• Aim of the exercise
Your task is to copy the listing exactly, with the pictures left out.

• Information provided
------------------------------------
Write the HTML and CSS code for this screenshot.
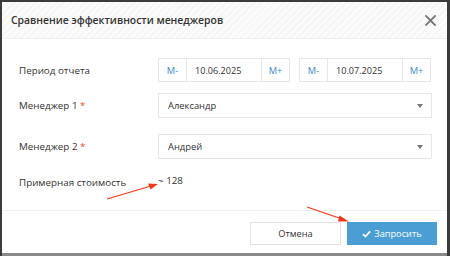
FILE: index.html
```html
<!DOCTYPE html>
<html lang="ru">
<head>
<meta charset="utf-8">
<link rel="stylesheet" href="styles.css">
</head>
<body>
<div class="modal">
  <div class="modal-header">
    <h1 class="modal-title">Сравнение эффективности менеджеров</h1>
    <button class="close" aria-label="Закрыть">
      <svg width="11" height="11" viewBox="0 0 11 11"><path d="M1 1L10 10M10 1L1 10" stroke="#777" stroke-width="1.8" stroke-linecap="square"/></svg>
    </button>
  </div>
  <div class="modal-body">
    <div class="row row-period">
      <label class="lbl">Период отчета</label>
      <div class="controls period">
        <div class="date-group">
          <span class="step">M-</span>
          <span class="date">10.06.2025</span>
          <span class="step">M+</span>
        </div>
        <div class="date-group">
          <span class="step">M-</span>
          <span class="date">10.07.2025</span>
          <span class="step">M+</span>
        </div>
      </div>
    </div>
    <div class="row row-m1">
      <label class="lbl">Менеджер 1 <span class="req">*</span></label>
      <div class="controls">
        <div class="select"><span>Александр</span><span class="caret"></span></div>
      </div>
    </div>
    <div class="row row-m2">
      <label class="lbl">Менеджер 2 <span class="req">*</span></label>
      <div class="controls">
        <div class="select"><span>Андрей</span><span class="caret"></span></div>
      </div>
    </div>
    <div class="row row-cost">
      <label class="lbl">Примерная стоимость</label>
      <div class="controls cost">~ 128</div>
    </div>
  </div>
  <div class="modal-footer">
    <button class="btn btn-default">Отмена</button>
    <button class="btn btn-primary"><svg class="check" width="9" height="8" viewBox="0 0 10 9"><path d="M1 4.6L3.8 7.4L9 1.6" fill="none" stroke="#fff" stroke-width="2"/></svg>Запросить</button>
  </div>
  <svg class="arrows" width="450" height="256" viewBox="0 0 450 256">
    <line x1="107" y1="199" x2="151" y2="186" stroke="#f0391c" stroke-width="1.3"/>
    <polygon points="158,184 148,183.5 150.5,189.5" fill="#f0391c"/>
    <line x1="307" y1="207" x2="342" y2="219" stroke="#f0391c" stroke-width="1.3"/>
    <polygon points="349,221.5 339.5,215.5 338,221.5" fill="#f0391c"/>
  </svg>
</div>
</body>
</html>
```
FILE: styles.css
```css
* { box-sizing: border-box; }
html, body { margin: 0; padding: 0; }
body {
  width: 450px;
  height: 256px;
  background: #3b3b3b;
  font-family: "Open Sans", "Noto Sans", sans-serif;
  color: #333;
  overflow: hidden;
  padding: 2px 3px 0 2px;
}
.modal {
  position: relative;
  background: #fff;
  height: 251px;
  display: flex;
  flex-direction: column;
  border-bottom: 3px solid #8a8a8a;
  box-sizing: content-box;
}
.modal-header {
  height: 37px;
  display: flex;
  align-items: center;
  justify-content: space-between;
  padding: 0 10px 0 9px;
  background: repeating-linear-gradient(-45deg, #f6f6f6 0 2px, #fbfbfb 2px 5px);
  border-bottom: 1px solid #efefef;
}
.modal-title {
  margin: 0;
  font-size: 10.4px;
  font-weight: 600;
  color: #333;
}
.close {
  border: 0;
  background: none;
  padding: 0;
  width: 14px;
  height: 14px;
  display: flex;
  align-items: center;
  justify-content: center;
}
.modal-body {
  padding: 19px 15px 0 17px;
  flex: 1;
}
.row {
  display: flex;
  align-items: center;
}
.row-m1 { margin-top: 11px; }
.row-m2 { margin-top: 16px; }
.row-cost { margin-top: 13px; height: 20px; }
.lbl {
  width: 139px;
  font-size: 9.8px;
  color: #333;
}
.req { color: #e8493b; }
.controls { flex: 1; }
.period {
  display: flex;
  gap: 9px;
}
.date-group {
  display: flex;
  height: 24px;
  border: 1px solid #e6e6e6;
  width: 132px;
}
.step {
  width: 27px;
  display: flex;
  align-items: center;
  justify-content: center;
  font-size: 9.3px;
  color: #3a8cc8;
}
.date {
  flex: 1;
  display: flex;
  align-items: center;
  padding-left: 8px;
  border-left: 1px solid #e6e6e6;
  border-right: 1px solid #e6e6e6;
  font-size: 9.1px;
  color: #333;
}
.select {
  height: 25px;
  border: 1px solid #e6e6e6;
  display: flex;
  align-items: center;
  justify-content: space-between;
  padding: 0 8px 0 9px;
  font-size: 9.4px;
  color: #333;
}
.caret {
  width: 0;
  height: 0;
  border-left: 3px solid transparent;
  border-right: 3px solid transparent;
  border-top: 4px solid #777;
}
.cost {
  font-size: 9.8px;
  margin-top: -3px;
}
.modal-footer {
  margin-top: auto;
  border-top: 1px solid #efefef;
  height: 43px;
  display: flex;
  justify-content: flex-end;
  align-items: flex-start;
  padding: 11px 10px 0 0;
  gap: 6px;
}
.btn {
  height: 23px;
  font-family: inherit;
  font-size: 9.2px;
  border-radius: 0;
  display: flex;
  align-items: center;
  justify-content: center;
  padding: 0;
}
.btn-default {
  width: 91px;
  background: #fff;
  border: 1px solid #e3e3e3;
  color: #333;
}
.btn-primary {
  width: 90px;
  background: #4a9ed3;
  border: 1px solid #4a9ed3;
  color: #fff;
  gap: 3px;
}
.arrows {
  position: absolute;
  left: -2px;
  top: -2px;
  pointer-events: none;
}
```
------------------------------------
• Reply to the task
Write the HTML and CSS code for this screenshot.
FILE: index.html
```html
<!DOCTYPE html>
<html lang="ru">
<head>
<meta charset="utf-8">
<link rel="stylesheet" href="styles.css">
</head>
<body>
<div class="modal">
  <div class="modal-header">
    <h1 class="modal-title">Сравнение эффективности менеджеров</h1>
    <button class="close" aria-label="Закрыть">
      <svg width="11" height="11" viewBox="0 0 11 11"><path d="M1 1L10 10M10 1L1 10" stroke="#777" stroke-width="1.8" stroke-linecap="square"/></svg>
    </button>
  </div>
  <div class="modal-body">
    <div class="row row-period">
      <label class="lbl">Период отчета</label>
      <div class="controls period">
        <div class="date-group">
          <span class="step">M-</span>
          <span class="date">10.06.2025</span>
          <span class="step">M+</span>
        </div>
        <div class="date-group">
          <span class="step">M-</span>
          <span class="date">10.07.2025</span>
          <span class="step">M+</span>
        </div>
      </div>
    </div>
    <div class="row row-m1">
      <label class="lbl">Менеджер 1 <span class="req">*</span></label>
      <div class="controls">
        <div class="select"><span>Александр</span><span class="caret"></span></div>
      </div>
    </div>
    <div class="row row-m2">
      <label class="lbl">Менеджер 2 <span class="req">*</span></label>
      <div class="controls">
        <div class="select"><span>Андрей</span><span class="caret"></span></div>
      </div>
    </div>
    <div class="row row-cost">
      <label class="lbl">Примерная стоимость</label>
      <div class="controls cost">~ 128</div>
    </div>
  </div>
  <div class="modal-footer">
    <button class="btn btn-default">Отмена</button>
    <button class="btn btn-primary"><svg class="check" width="9" height="8" viewBox="0 0 10 9"><path d="M1 4.6L3.8 7.4L9 1.6" fill="none" stroke="#fff" stroke-width="2"/></svg>Запросить</button>
  </div>
  <svg class="arrows" width="450" height="256" viewBox="0 0 450 256">
    <line x1="107" y1="199" x2="151" y2="186" stroke="#f0391c" stroke-width="1.3"/>
    <polygon points="158,184 148,183.5 150.5,189.5" fill="#f0391c"/>
    <line x1="307" y1="207" x2="342" y2="219" stroke="#f0391c" stroke-width="1.3"/>
    <polygon points="349,221.5 339.5,215.5 338,221.5" fill="#f0391c"/>
  </svg>
</div>
</body>
</html>
```
FILE: styles.css
```css
* { box-sizing: border-box; }
html, body { margin: 0; padding: 0; }
body {
  width: 450px;
  height: 256px;
  background: #3b3b3b;
  font-family: "Open Sans", "Noto Sans", sans-serif;
  color: #333;
  overflow: hidden;
  padding: 2px 3px 0 2px;
}
.modal {
  position: relative;
  background: #fff;
  height: 251px;
  display: flex;
  flex-direction: column;
  border-bottom: 3px solid #8a8a8a;
  box-sizing: content-box;
}
.modal-header {
  height: 37px;
  display: flex;
  align-items: center;
  justify-content: space-between;
  padding: 0 10px 0 9px;
  background: repeating-linear-gradient(-45deg, #f6f6f6 0 2px, #fbfbfb 2px 5px);
  border-bottom: 1px solid #efefef;
}
.modal-title {
  margin: 0;
  font-size: 10.4px;
  font-weight: 600;
  color: #333;
}
.close {
  border: 0;
  background: none;
  padding: 0;
  width: 14px;
  height: 14px;
  display: flex;
  align-items: center;
  justify-content: center;
}
.modal-body {
  padding: 19px 15px 0 17px;
  flex: 1;
}
.row {
  display: flex;
  align-items: center;
}
.row-m1 { margin-top: 11px; }
.row-m2 { margin-top: 16px; }
.row-cost { margin-top: 13px; height: 20px; }
.lbl {
  width: 139px;
  font-size: 9.8px;
  color: #333;
}
.req { color: #e8493b; }
.controls { flex: 1; }
.period {
  display: flex;
  gap: 9px;
}
.date-group {
  display: flex;
  height: 24px;
  border: 1px solid #e6e6e6;
  width: 132px;
}
.step {
  width: 27px;
  display: flex;
  align-items: center;
  justify-content: center;
  font-size: 9.3px;
  color: #3a8cc8;
}
.date {
  flex: 1;
  display: flex;
  align-items: center;
  padding-left: 8px;
  border-left: 1px solid #e6e6e6;
  border-right: 1px solid #e6e6e6;
  font-size: 9.1px;
  color: #333;
}
.select {
  height: 25px;
  border: 1px solid #e6e6e6;
  display: flex;
  align-items: center;
  justify-content: space-between;
  padding: 0 8px 0 9px;
  font-size: 9.4px;
  color: #333;
}
.caret {
  width: 0;
  height: 0;
  border-left: 3px solid transparent;
  border-right: 3px solid transparent;
  border-top: 4px solid #777;
}
.cost {
  font-size: 9.8px;
  margin-top: -3px;
}
.modal-footer {
  margin-top: auto;
  border-top: 1px solid #efefef;
  height: 43px;
  display: flex;
  justify-content: flex-end;
  align-items: flex-start;
  padding: 11px 10px 0 0;
  gap: 6px;
}
.btn {
  height: 23px;
  font-family: inherit;
  font-size: 9.2px;
  border-radius: 0;
  display: flex;
  align-items: center;
  justify-content: center;
  padding: 0;
}
.btn-default {
  width: 91px;
  background: #fff;
  border: 1px solid #e3e3e3;
  color: #333;
}
.btn-primary {
  width: 90px;
  background: #4a9ed3;
  border: 1px solid #4a9ed3;
  color: #fff;
  gap: 3px;
}
.arrows {
  position: absolute;
  left: -2px;
  top: -2px;
  pointer-events: none;
}
```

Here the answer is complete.